My husband has a condition that forced us a year and a half ago to change our eating habits completely. We are all on low sodium diets now and it’s fantastic and surprisingly easy. Salt is SO overrated! The picture does not do these masterpieces justice and every time I make them for family or guests, they are a huge hit! Salt/sodium is an evil creature that has adverse affects on many issues with the body including heart, blood pressure, and even hearing if you can believe it! I hope you’ll try this recipe and if you like it, let me know…I would love your feedback! Enjoy!
Start with the SAUCE of course (the longer you let this simmer, the better it is):
- 2 Tbsp Canola Oil
- 1 Clove (chopped) Garlic (or 1 tsp from the jar but NOT powdered)
- 1/4 Pepper (your favorite kind works best, I use Anaheim)
- 2-8 oz Cans “No Salt Added” Tomato Sauce
- 1 Tbsp Sugar
- 1 Tbsp Mrs.

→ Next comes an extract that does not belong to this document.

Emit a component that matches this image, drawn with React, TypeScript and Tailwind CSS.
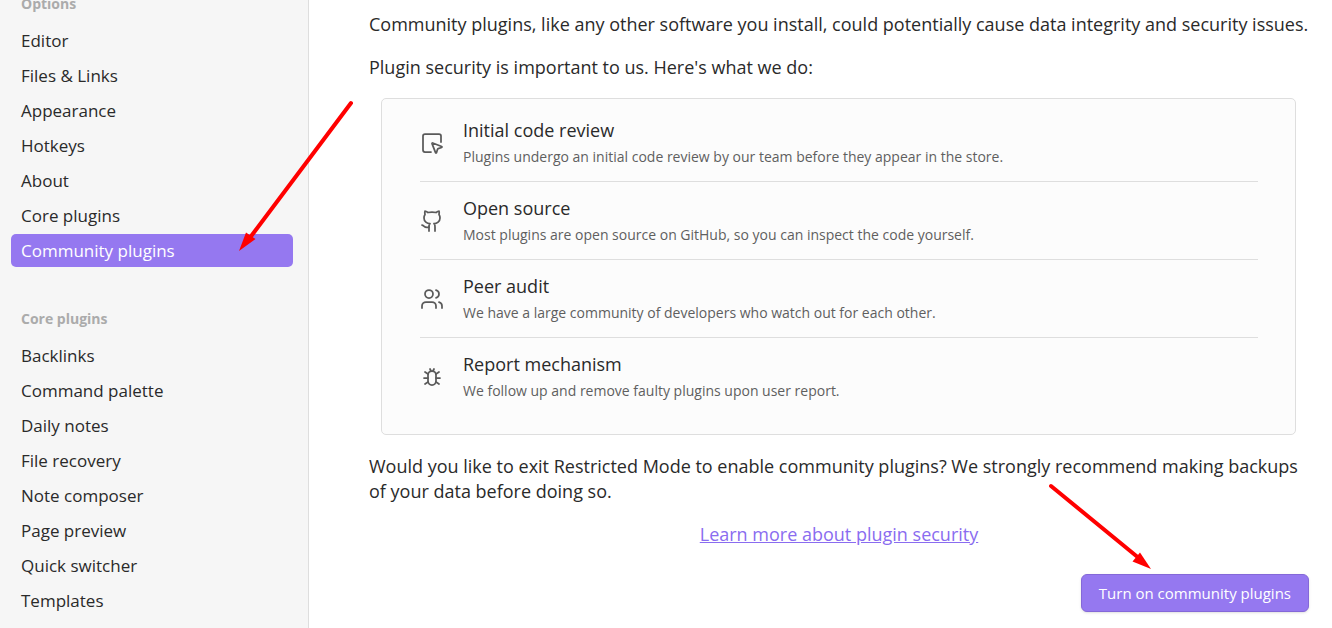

Dash Tomato & Basil Garlic (I use more to taste)
- 1 Tbsp Mrs. Dash Garlic & Herb
- 1 Dried Bay Leaf
- 1 Dash Onion Powder (NOT ONION SALT)
Chop garlic and pepper and heat in the oil in a pot until tender. Pour the tomato sauce in the pot, add the rest of the ingredients, stir and let simmer on a low setting (at least an hour is best, but I have been known to shorten that time in a pinch).
- 1 1/2 Cups Bread Flour (or any other all purpose flour with NO sodium, read the labels)
- 1 Tbsp Sugar
- 1 Tbsp + 1 tsp Canola Oil, separated
- 3/4 Cup Warm Water
- 1 Tbsp Mrs. Dash Tomato & Basic Garlic
In a large bowl, mix the sugar and canola oil into the warm water and stir. Pour the flour and seasoning into the bowl and mix, it should be a dry mixture, but not crumbly. After mixing, kneed the dough for about 5 minutes with floured hands and form into a ball and drizzle a teaspoon of canola oil over the ball and cover. Set aside.
TOPPINGS (This will be the only sodium in the recipe so choose wisely – like NEVER pepperoni.)
- Cheese (Swiss has the least sodium content, I mix that with Mozzarella and Colby usually)
- Fresh Veggies (mushrooms, peppers, onions, olives, tomatoes, etc.)
- Ground Beef (obviously cook it first, but ground beef has a low sodium content)
- Low Sodium Ham & Pineapple Chunks
- Whatever you like….you get the idea!
READY TO MAKE THE PIZZA…Heat your oven to 325 degrees, place your stone in the oven if you use one, if not a pan is just fine! Spray surface with no sodium cooking spray and place the ball of dough on the pan. With floured hands, spread the dough to the edges until it “fits” the pan and “build” the crust so it holds in all of your toppings. Spread the sauce as thick or thin as you like it, cover with cheese blend, then the toppings of your choice, and cook for 20-25 minutes. As we all know, ovens vary so this is an estimate, when the cheese is all melted and brownish and bubbly, your pizza is done! Let cool enough to cut, slice, eat , and enjoy!